An apparent shell company has filed a $3 million patent infringement lawsuit against Apple for including headphones with its iPhones.

A company called Intelligent Smart Phones Concepts sued Apple last week in U.S. District Court for the Northern District of California, alleging that Apple infringed on U.S. Patent No. 7,373,182. The abstract for "Wireless Mobile Phone Including a Headset" describes an interface that allows a removable headset "to receive at least telephony audio signals from the phone, and to provide audio signals to the phone."
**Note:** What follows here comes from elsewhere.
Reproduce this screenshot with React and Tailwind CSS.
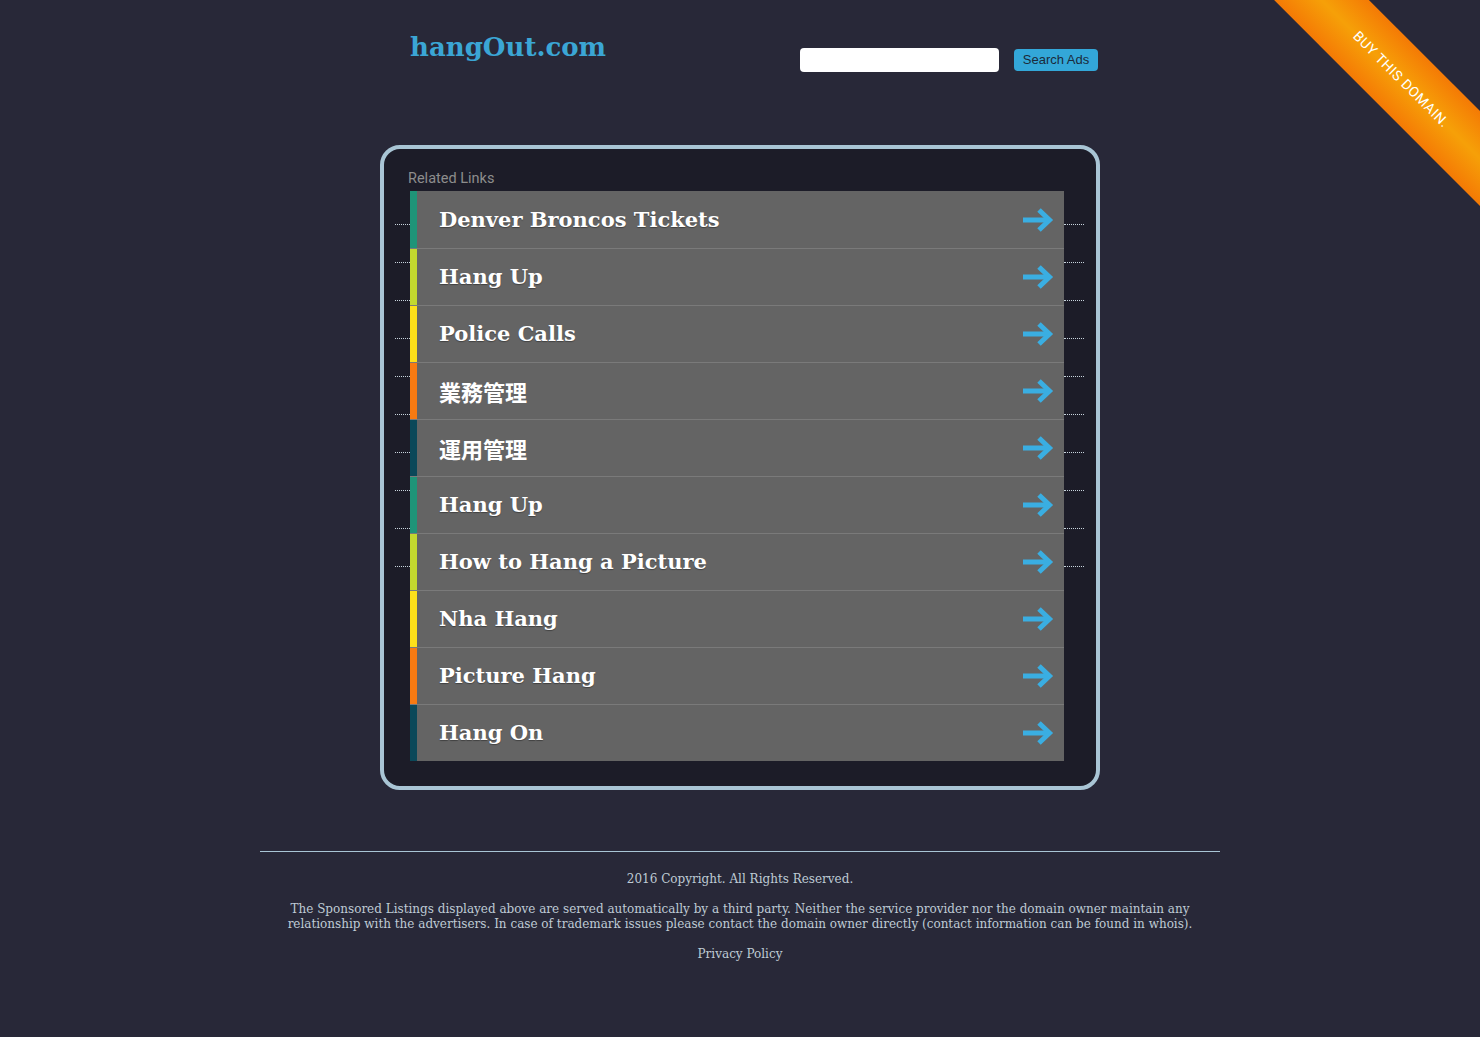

Art included with the patent application and subsequent lawsuit demonstrates how the interface works:

 
The "Wireless Mobile Phone Including a Headset." USPTO

ISPC is seeking $3 million in lost revenue and royalties, as well as an injunction preventing Apple from further infringement of the patent. CNET has contacted Sepehr Daghighian, described in court documents as ISPC's attorney, for more information about the company and will update this report when we learn more. The only information available via Internet searches was related to its lawsuit against Apple, suggesting the company is a nonpracticing entity created to extract licensing fees from other companies rather than making products based on the patents.

CNET has also contacted Apple for comment on the lawsuit and will update this report when we learn more.

The patent was granted in 2008 and assigned to Varia Mobil, a Seattle-based company connected to Varia Holdings, which earlier this year sued Samsung and Research In Motion for installing emoticon shortcut menus on their mobile phones.

The lawsuit against Apple was filed the same day that David Kappos, the outgoing head of the U.S. Patent and Trademark Office, told critics of the patent system to "give it a rest already."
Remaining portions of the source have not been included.